[Namazu-users-en] Re: [Fwd: Bad description of query result]

Rami Addady rami at active.co.il
Fri Sep 2 19:36:27 JST 2005


I tried Earl and Nokubi version of decode_numbered_entity.

None of them give me full solution.

My Hebrew emails (Windows-1255 and UTF-8) are  partly index.  Only the 
Latin character are index.

When I use  ant Earl modification to  decode_numbered_entity

>You may want to look at past discussion on this list.  For example:
namazu.cgi serch result dispaly ????? instead of hebrew characters.

When I use Nohubi version of decode_numbered_entity. namazu.cgi serch 
result dispaly  the html file name instead of the mail title and "<<< 
text/html: EXCLUDED >>>" instead of the 1st email line.
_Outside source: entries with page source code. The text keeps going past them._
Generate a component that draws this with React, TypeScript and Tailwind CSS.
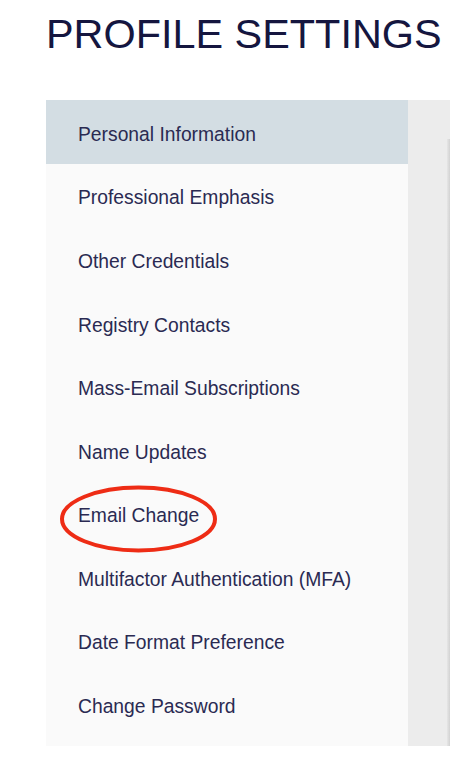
const items = [
  "Personal Information",
  "Professional Emphasis",
  "Other Credentials",
  "Registry Contacts",
  "Mass-Email Subscriptions",
  "Name Updates",
  "Email Change",
  "Multifactor Authentication (MFA)",
  "Date Format Preference",
  "Change Password",
];

function Circled() {
  // red hand-drawn style annotation around "Email Change"
  return (
    <svg
      className="absolute left-[12px] top-[2px] pointer-events-none"
      width="164"
      height="72"
      viewBox="0 0 164 72"
    >
      <ellipse
        cx="80.5"
        cy="35"
        rx="76.5"
        ry="31.5"
        fill="none"
        stroke="#ee2c15"
        strokeWidth="4"
      />
    </svg>
  );
}

export default function App() {
  return (
    <div className="min-h-[757px] bg-white font-['Liberation_Sans',Arial,sans-serif]">
      <h1 className="ml-[46px] pt-[14px] text-[41.4px] leading-none font-normal text-[#15163f] whitespace-nowrap">
        PROFILE SETTINGS
      </h1>
      <div className="mt-[45px] ml-[46px] flex">
        <nav className="w-[362px] bg-[#fafafa] pb-[10px]">
          {items.map((label, i) => (
            <div
              key={label}
              className={
                i === 0
                  ? "relative flex h-[63.6px] items-center pl-[32px] pt-[6px] bg-[#d3dde3]"
                  : "relative flex h-[63.6px] items-center pl-[32px] pt-[6px]"
              }
            >
              <span className="text-[19.3px] text-[#2a2a52] whitespace-nowrap">{label}</span>
              {label === "Email Change" && <Circled />}
            </div>
          ))}
        </nav>
        <div className="flex w-[42px] justify-end bg-[#ececec]">
          <div className="mt-[39px] w-[3px] bg-gradient-to-r from-[#e6e6e6] to-[#d2d2d2]" />
        </div>
      </div>
    </div>
  );
}
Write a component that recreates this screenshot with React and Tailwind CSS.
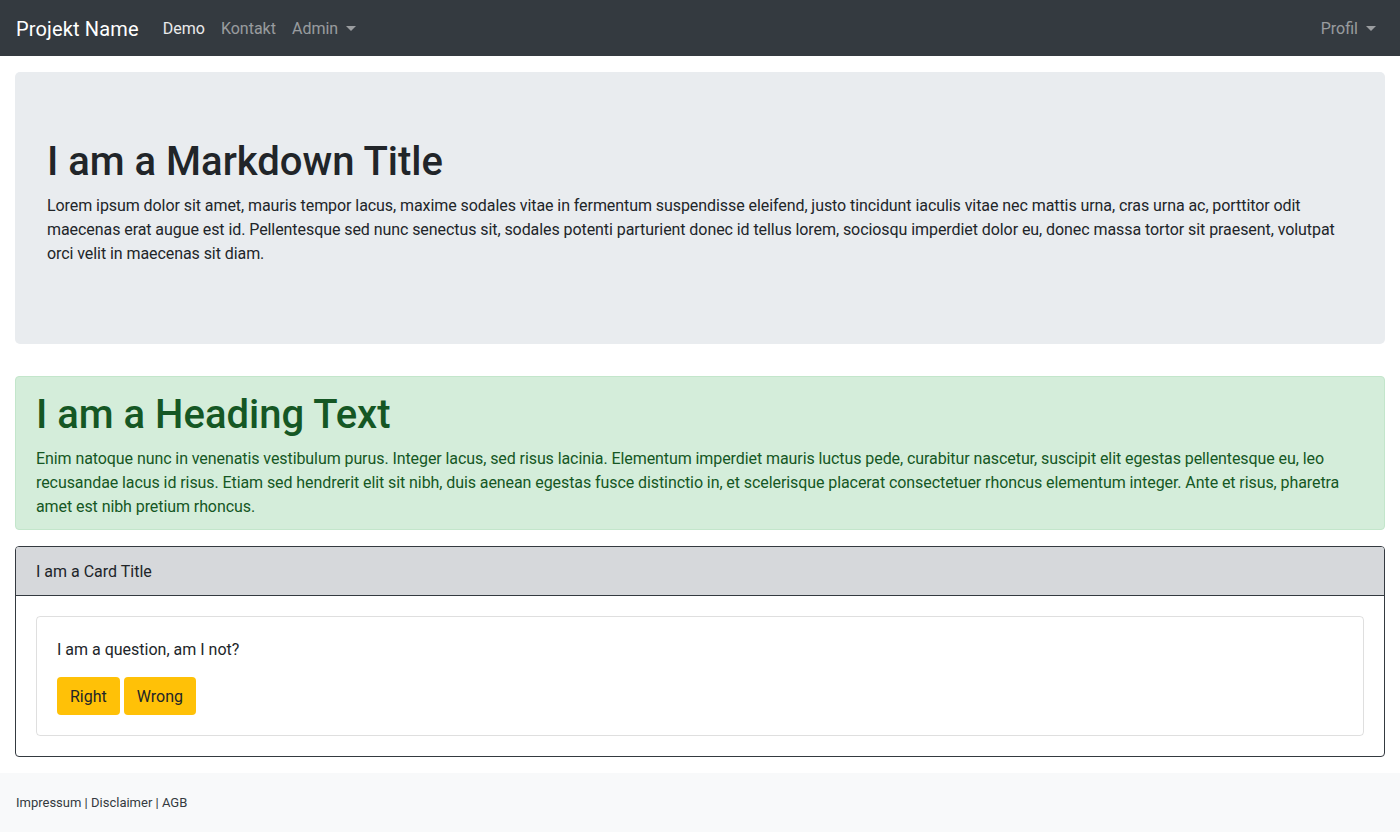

The MHonArc html file are fine, there is no problem to see the hebrew 



NOKUBI Takatsugu wrote:

>The following is my plan to patch:
>sub decode_numbered_entity ($) {
>    my ($num) = @_;
>    return ""
>        if ($num >= 0 && $num <= 31) || ($num >= 127 && $num <= 159) ||
>           ($num >= 255 && !util::islang('ja'));
>    return ""
>        if $num >=127 && util::islang('ja');
>    sprintf ("%c",$num);
>It wouldn't be affect for Japanese environment, and would adopt with
>iso-8859-* characters.
>I tested with it, and seemd good for the test suites.